Schlagkräftige Gründe für steigenden Goldpreis

„Insgesamt sind jetzt die Gründe, die für einen wieder steigenden Goldpreis sprechen, schlagkräftiger als diejenigen, die dagegen sprechen. Ganz grundsätzlich stellt Gold im Sinne einer vernünftigen Diversifikation einen sinnvollen Baustein in einem breit gestreuten Anlegerportfolio dar. Was aber spricht für einen steigenden Goldpreis? Paradoxerweise die derzeit herrschende Ausverkaufsstimmung. Das Investorensentiment funktioniert in der Finanzmarktanalyse immer wieder als guter Kontraindikator. Sind viele Anleger pessimistisch gestimmt, wie derzeit beim Gold, haben sie sich bereits von ihren Beständen getrennt oder spekulieren gar auf fallende Kurse. Der Nachschub für weitere Verkäufe fehlt somit oftmals. Bei den wenigen verbliebenen Optimisten handelt es sich vielfach um strategisch langfristige Investoren, die sich auch in Schwächephasen nur selten von ihren Investments trennen. Prägnant ist, dass viele Gold-Stimmungsindikatoren in den letzten Wochen extreme Negativwerte erreicht haben, was dafür spricht, dass der Preisboden bald erreicht sein könnte“, berichtet der Volkswirt.
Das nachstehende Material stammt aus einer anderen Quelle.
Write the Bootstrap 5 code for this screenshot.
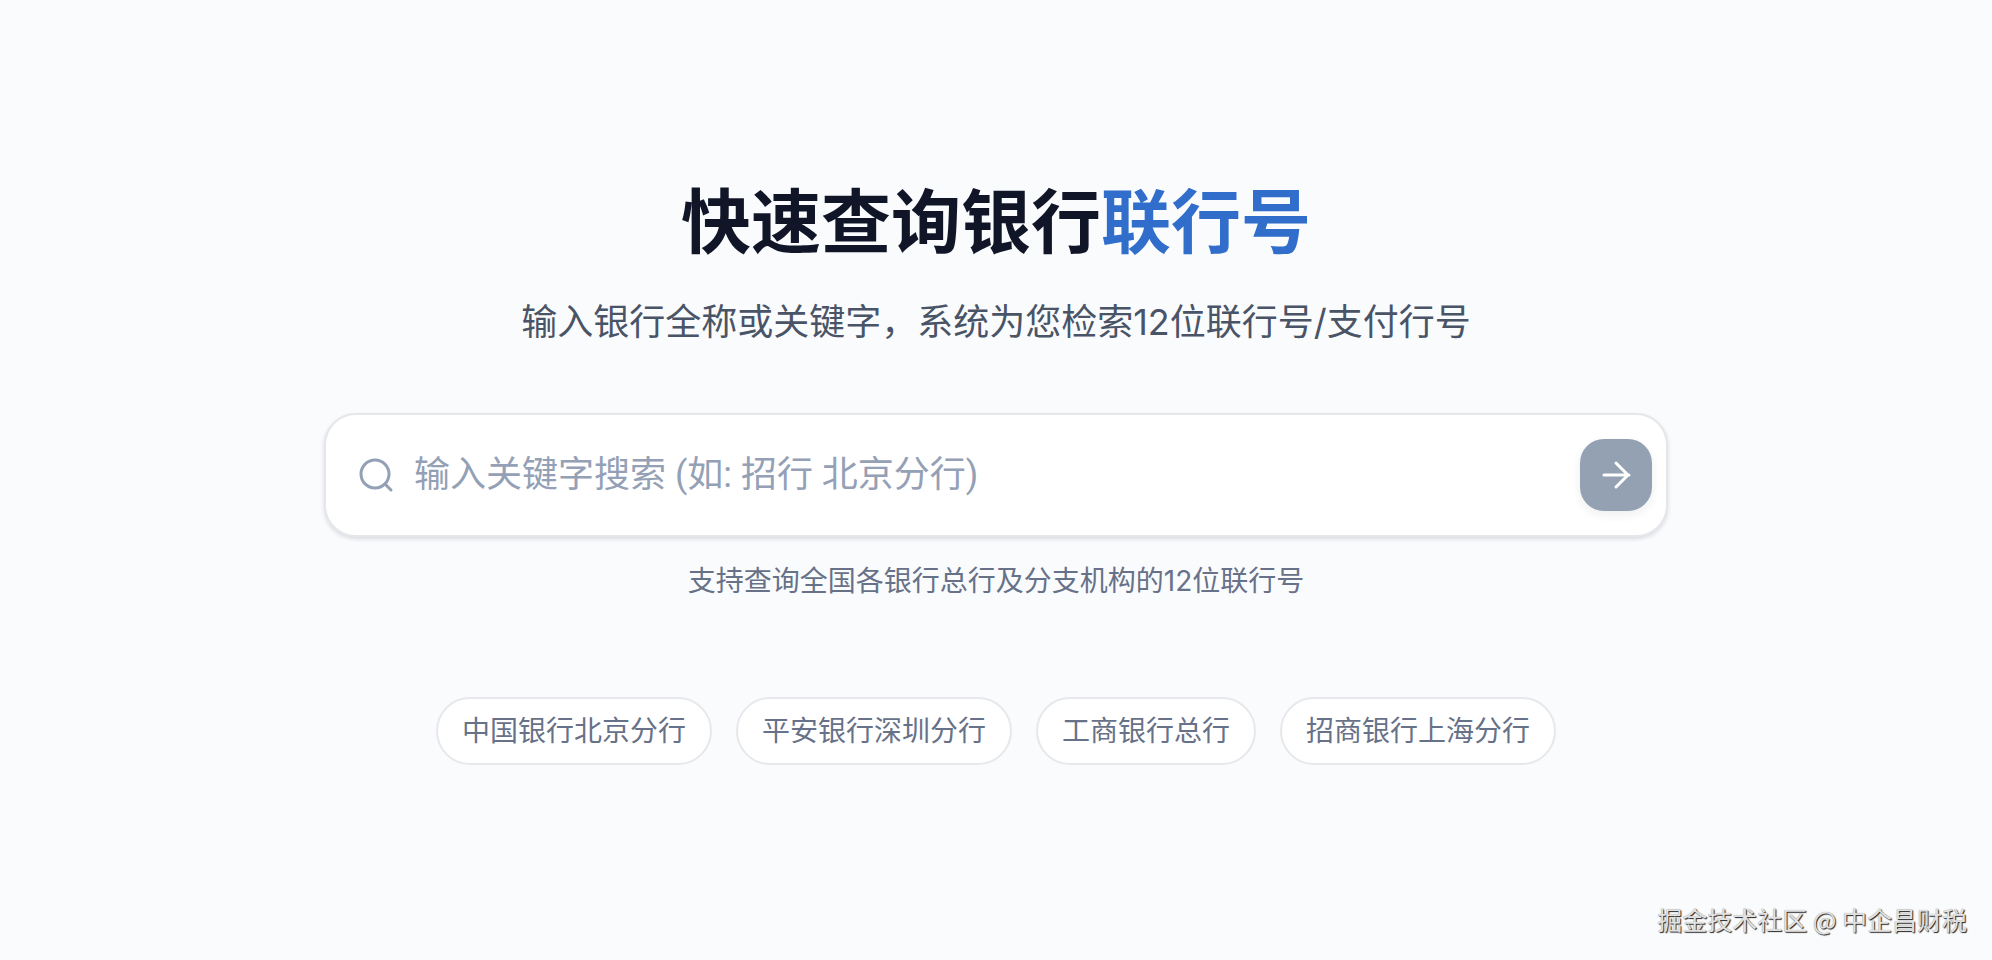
<!DOCTYPE html>
<html lang="zh-CN">
<head>
<meta charset="utf-8">
<meta name="viewport" content="width=device-width, initial-scale=1">
<title>联行号查询</title>
<link href="https://cdn.jsdelivr.net/npm/bootstrap@5.3.0/dist/css/bootstrap.min.css" rel="stylesheet">
<style>
body { background: #fafbfd; color: #4a5467; font-family: Inter, "Noto Sans CJK SC", sans-serif; }
.hero { padding-top: 175px; }
.hero-title { font-size: 70px; line-height: 96px; font-weight: 700; color: #101528; }
.hero-accent { color: #316ecb; }
.hero-sub { font-size: 36px; line-height: 54px; font-weight: 400; }
.search-wrap { width: 1344px; max-width: 100%; }
.search-box { height: 124px; border: 2px solid #e5e7ea; border-radius: 32px; box-shadow: 0 2px 4px rgba(15,23,42,.14); padding: 0 14px 0 32px; }
.search-box input { font-family: Roboto, "Noto Sans CJK SC", sans-serif; font-size: 36px; line-height: 56px; color: #4a5467; padding: 0 20px; }
.search-box input::placeholder { color: #94a0b5; opacity: 1; }
.go-btn, .go-btn:hover { width: 72px; height: 72px; border-radius: 24px; background: #94a1b2; box-shadow: 0 4px 10px rgba(15,23,42,.07); }
.hint { font-size: 28px; line-height: 40px; color: #677188; }
.chip { font-size: 28px; line-height: 40px; color: #677188; border: 2px solid #e6e8eb; padding: 12px 24px; }
.credit { font-size: 25px; line-height: 36px; color: #e2e2e2; text-shadow: 1px 1px 1px #222, 0 0 1px #999; padding: 0 25px 23px; font-family: "Noto Sans CJK SC", sans-serif; }
</style>
</head>
<body class="min-vh-100 d-flex flex-column">
<main class="hero flex-grow-1 d-flex flex-column align-items-center text-center px-3">
  <h1 class="hero-title mb-4">快速查询银行<span class="hero-accent">联行号</span></h1>
  <p class="hero-sub mb-5">输入银行全称或关键字，系统为您检索12位联行号/支付行号</p>
  <form class="search-wrap mt-3">
    <div class="search-box bg-white d-flex align-items-center">
      <svg class="flex-shrink-0" width="36" height="36" viewBox="0 0 36 36" fill="none" stroke="#94a0b5" stroke-width="3" stroke-linecap="round" aria-hidden="true"><circle cx="17" cy="17" r="14"/><path d="m27 27 6 6"/></svg>
      <input class="form-control border-0 shadow-none bg-transparent" type="text" aria-label="关键字" placeholder="输入关键字搜索 (如: 招行 北京分行)">
      <button class="go-btn btn border-0 p-0 flex-shrink-0" type="button" aria-label="搜索"><svg width="36" height="36" viewBox="0 0 36 36" fill="none" stroke="#fff" stroke-width="3" stroke-linecap="round" stroke-linejoin="round" aria-hidden="true"><path d="M6 18h25M18 6l12 12-12 12"/></svg></button>
    </div>
  </form>
  <p class="hint mt-4 mb-5">支持查询全国各银行总行及分支机构的12位联行号</p>
  <div class="d-flex flex-wrap justify-content-center gap-4 mt-5">
    <button type="button" class="chip bg-white rounded-pill">中国银行北京分行</button>
    <button type="button" class="chip bg-white rounded-pill">平安银行深圳分行</button>
    <button type="button" class="chip bg-white rounded-pill">工商银行总行</button>
    <button type="button" class="chip bg-white rounded-pill">招商银行上海分行</button>
  </div>
</main>
<footer class="credit text-end">掘金技术社区 @ 中企昌财税</footer>
<script src="https://cdn.jsdelivr.net/npm/bootstrap@5.3.0/dist/js/bootstrap.bundle.min.js"></script>
</body>
</html>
Notenbanken, Förderkosten, Niedrigzins

Dazu komme, dass die Notenbanken derzeit eher Gold kauften als verkauften, auch wenn es wie etwa bei Zypern durchaus auch einmal zu Verkäufen kommen könnte. Vor allem die Zentralbanken der Schwellenländer nutzten Gold für ihre Währungsreserven. Der Nachholbedarf sei groß, denn der Goldanteil ihrer rasant gestiegenen Devisenreserven betrage nur einen Bruchteil im Vergleich zu den Zentralbanken der Industrieländer. China und Indien hielten lediglich zwei beziehungsweise zehn Prozent ihrer Währungsreserven in Gold – in Deutschland und den USA seien es rund drei Viertel.

Ein weiterer preisstützender Aspekt seien die Kosten der Goldförderung:

Expertenschätzungen zufolge lägen die durchschnittlichen Gesamtkosten für eine Feinunze Gold bereits bei über 1.400 US-Dollar. Das liege zum einen an gestiegenen Personal- und Energiekosten. Dazu käme aber auch der tendenziell abnehmende Goldgehalt im Gestein bei bestehenden Minen und die zunehmend kleineren Mengen an neu gefundenen Goldreserven.

Und noch ein Punkt, den die quirin bank anführt: die niedrigen Zinsen. „Gold ist unproduktiv und bringt keine Zinsen. Gold zu kaufen heißt also, auf Zinsen zu verzichten. Dieser Verzicht fällt angesichts der Niedrigzinsen derzeit sehr leicht – Unterstützung für den Goldpreis also“, meint Dobbert.

Es spreche somit einiges für einen wieder steigenden Goldpreis. Die Negativeinflüsse – schwindende Krisenängste, größere Goldverkäufe via ETFs durch Großinvestoren, eingetrübte Charttechnik – könnten kurzfristig durchaus noch einmal für weiteren Preisdruck sorgen. Dies gelte vor allem für die stark angeschlagene Charttechnik und die Tatsache, dass durchaus vorhandene Krisenmeldungen aktuell keinen ausreichenden Aufwind für den Goldpreis erzeugten. Die Phase der Preiskonsolidierung beim Gold könnte sich nunmehr noch einmal merklich verlängern. Dass der Spuk sofort vorbei sei und der Goldpreis jetzt gleich wieder nach oben schieße, sei eher unwahrscheinlich.